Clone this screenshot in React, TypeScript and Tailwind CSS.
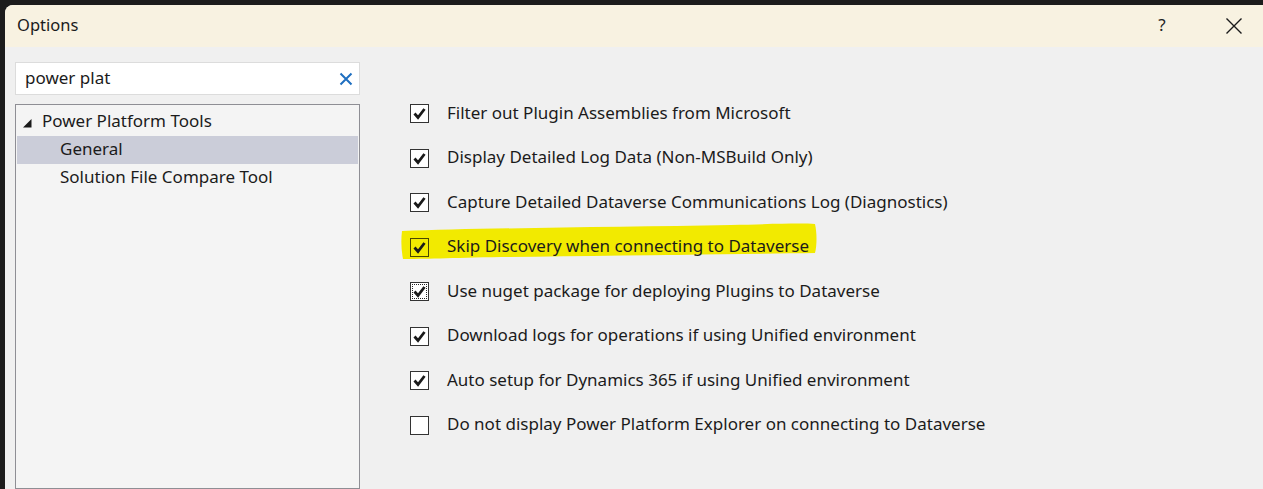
import React from "react";

const font = { fontFamily: '"Noto Sans", "Open Sans", sans-serif' };

function Check({ checked, focus, hl }: { checked: boolean; focus?: boolean; hl?: boolean }) {
  return (
    <div
      className={`relative w-[19px] h-[19px] border ${hl ? "border-[#4a4700] bg-[#f2ea00]" : "border-[#333333] bg-white"} flex items-center justify-center`}
    >
      {focus && <div className="absolute inset-[1px] border border-dotted border-[#222]" />}
      {checked && (
        <svg width="15" height="15" viewBox="0 0 15 15" className="relative">
          <path d="M2.5 7.5 L6 11.5 L12.5 3" fill="none" stroke="#1a1a1a" strokeWidth="2.8" strokeLinejoin="miter" />
        </svg>
      )}
    </div>
  );
}

const items = [
  { t: "Filter out Plugin Assemblies from Microsoft", c: true },
  { t: "Display Detailed Log Data (Non-MSBuild Only)", c: true },
  { t: "Capture Detailed Dataverse Communications Log (Diagnostics)", c: true },
  { t: "Skip Discovery when connecting to Dataverse", c: true, hl: true },
  { t: "Use nuget package for deploying Plugins to Dataverse", c: true, focus: true },
  { t: "Download logs for operations if using Unified environment", c: true },
  { t: "Auto setup for Dynamics 365 if using Unified environment", c: true },
  { t: "Do not display Power Platform Explorer on connecting to Dataverse", c: false },
];

export default function App() {
  return (
    <div className="w-[1263px] h-[489px] bg-[#1c1c1c] pt-[5px] pl-[5px] overflow-hidden" style={font}>
      <div className="w-full h-full rounded-tl-[8px] overflow-hidden bg-[#f0f0f0] flex flex-col text-[#1b1b1b]">
        <div className="h-[42px] bg-[#f8f2e1] flex items-center shrink-0">
          <div className="pl-[12px] text-[16.5px] pb-[2px]">Options</div>
          <div className="flex-1" />
          <div className="w-[60px] text-center text-[17px] pb-[2px] text-[#222] mr-[18px]">?</div>
          <div className="w-[48px] flex items-center justify-center mr-[5px]">
            <svg width="18" height="18" viewBox="0 0 18 18">
              <path d="M1.5 1.5 L16.5 16.5 M16.5 1.5 L1.5 16.5" stroke="#1a1a1a" strokeWidth="1.4" />
            </svg>
          </div>
        </div>
        <div className="flex flex-1">
          <div className="w-[345px] ml-[10px] mt-[15px] flex flex-col">
            <div className="h-[33px] bg-white border border-[#dcdcdc] flex items-center pl-[9px] pr-[6px]">
              <div className="flex-1 text-[17px] pt-[1px] pb-[2px]">power plat</div>
              <svg width="14" height="14" viewBox="0 0 14 14">
                <path d="M1.5 1.5 L12.5 12.5 M12.5 1.5 L1.5 12.5" stroke="#1f6fc0" strokeWidth="2" />
              </svg>
            </div>
            <div className="mt-[9px] flex-1 bg-[#f4f4f4] border border-[#8e8e94] pt-[3px] px-[1px]">
              <div className="h-[28px] flex items-center text-[17px]">
                <svg width="12" height="12" viewBox="0 0 12 12" className="ml-[4px] mr-[9px] mt-[1px]">
                  <path d="M10.5 2 L10.5 10.5 L2 10.5 Z" fill="#1a1a1a" />
                </svg>
                <span className="pb-[2px]">Power Platform Tools</span>
              </div>
              <div className="h-[28px] flex items-center bg-[#cbcdd9] pl-[43px] text-[17px]">
                <span className="pb-[2px]">General</span>
              </div>
              <div className="h-[28px] flex items-center pl-[43px] text-[17px]">
                <span className="pb-[2px]">Solution File Compare Tool</span>
              </div>
            </div>
          </div>
          <div className="relative flex-1 pl-[50px] pt-[57px] flex flex-col gap-[25.5px]">
            <svg
              className="absolute left-[41px] top-[176px]"
              width="416"
              height="37"
              viewBox="0 0 416 37"
            >
              <path
                d="M1 8 C80 5 220 4 330 2 C370 1 400 0 414 1 C416 10 416 22 414 30 C330 31 200 33 100 34 C50 35 20 36 2 36 C0 26 0 16 1 8 Z"
                fill="#f2ea00"
              />
            </svg>
            {items.map((it, i) => (
              <div key={i} className="relative flex items-center h-[19px]">
                <Check checked={it.c} focus={it.focus} hl={it.hl} />
                <span className="ml-[18px] text-[17px] pb-[2px] whitespace-nowrap">{it.t}</span>
              </div>
            ))}
          </div>
        </div>
      </div>
    </div>
  );
}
◆ ◆ ◆ ◆ ◆
■ **Exercise goal**
Repeat the lines above exactly, and keep every picture out.

■ **Output**
Clone this screenshot in React, TypeScript and Tailwind CSS.
import React from "react";

const font = { fontFamily: '"Noto Sans", "Open Sans", sans-serif' };

function Check({ checked, focus, hl }: { checked: boolean; focus?: boolean; hl?: boolean }) {
  return (
    <div
      className={`relative w-[19px] h-[19px] border ${hl ? "border-[#4a4700] bg-[#f2ea00]" : "border-[#333333] bg-white"} flex items-center justify-center`}
    >
      {focus && <div className="absolute inset-[1px] border border-dotted border-[#222]" />}
      {checked && (
        <svg width="15" height="15" viewBox="0 0 15 15" className="relative">
          <path d="M2.5 7.5 L6 11.5 L12.5 3" fill="none" stroke="#1a1a1a" strokeWidth="2.8" strokeLinejoin="miter" />
        </svg>
      )}
    </div>
  );
}

const items = [
  { t: "Filter out Plugin Assemblies from Microsoft", c: true },
  { t: "Display Detailed Log Data (Non-MSBuild Only)", c: true },
  { t: "Capture Detailed Dataverse Communications Log (Diagnostics)", c: true },
  { t: "Skip Discovery when connecting to Dataverse", c: true, hl: true },
  { t: "Use nuget package for deploying Plugins to Dataverse", c: true, focus: true },
  { t: "Download logs for operations if using Unified environment", c: true },
  { t: "Auto setup for Dynamics 365 if using Unified environment", c: true },
  { t: "Do not display Power Platform Explorer on connecting to Dataverse", c: false },
];

export default function App() {
  return (
    <div className="w-[1263px] h-[489px] bg-[#1c1c1c] pt-[5px] pl-[5px] overflow-hidden" style={font}>
      <div className="w-full h-full rounded-tl-[8px] overflow-hidden bg-[#f0f0f0] flex flex-col text-[#1b1b1b]">
        <div className="h-[42px] bg-[#f8f2e1] flex items-center shrink-0">
          <div className="pl-[12px] text-[16.5px] pb-[2px]">Options</div>
          <div className="flex-1" />
          <div className="w-[60px] text-center text-[17px] pb-[2px] text-[#222] mr-[18px]">?</div>
          <div className="w-[48px] flex items-center justify-center mr-[5px]">
            <svg width="18" height="18" viewBox="0 0 18 18">
              <path d="M1.5 1.5 L16.5 16.5 M16.5 1.5 L1.5 16.5" stroke="#1a1a1a" strokeWidth="1.4" />
            </svg>
          </div>
        </div>
        <div className="flex flex-1">
          <div className="w-[345px] ml-[10px] mt-[15px] flex flex-col">
            <div className="h-[33px] bg-white border border-[#dcdcdc] flex items-center pl-[9px] pr-[6px]">
              <div className="flex-1 text-[17px] pt-[1px] pb-[2px]">power plat</div>
              <svg width="14" height="14" viewBox="0 0 14 14">
                <path d="M1.5 1.5 L12.5 12.5 M12.5 1.5 L1.5 12.5" stroke="#1f6fc0" strokeWidth="2" />
              </svg>
            </div>
            <div className="mt-[9px] flex-1 bg-[#f4f4f4] border border-[#8e8e94] pt-[3px] px-[1px]">
              <div className="h-[28px] flex items-center text-[17px]">
                <svg width="12" height="12" viewBox="0 0 12 12" className="ml-[4px] mr-[9px] mt-[1px]">
                  <path d="M10.5 2 L10.5 10.5 L2 10.5 Z" fill="#1a1a1a" />
                </svg>
                <span className="pb-[2px]">Power Platform Tools</span>
              </div>
              <div className="h-[28px] flex items-center bg-[#cbcdd9] pl-[43px] text-[17px]">
                <span className="pb-[2px]">General</span>
              </div>
              <div className="h-[28px] flex items-center pl-[43px] text-[17px]">
                <span className="pb-[2px]">Solution File Compare Tool</span>
              </div>
            </div>
          </div>
          <div className="relative flex-1 pl-[50px] pt-[57px] flex flex-col gap-[25.5px]">
            <svg
              className="absolute left-[41px] top-[176px]"
              width="416"
              height="37"
              viewBox="0 0 416 37"
            >
              <path
                d="M1 8 C80 5 220 4 330 2 C370 1 400 0 414 1 C416 10 416 22 414 30 C330 31 200 33 100 34 C50 35 20 36 2 36 C0 26 0 16 1 8 Z"
                fill="#f2ea00"
              />
            </svg>
            {items.map((it, i) => (
              <div key={i} className="relative flex items-center h-[19px]">
                <Check checked={it.c} focus={it.focus} hl={it.hl} />
                <span className="ml-[18px] text-[17px] pb-[2px] whitespace-nowrap">{it.t}</span>
              </div>
            ))}
          </div>
        </div>
      </div>
    </div>
  );
}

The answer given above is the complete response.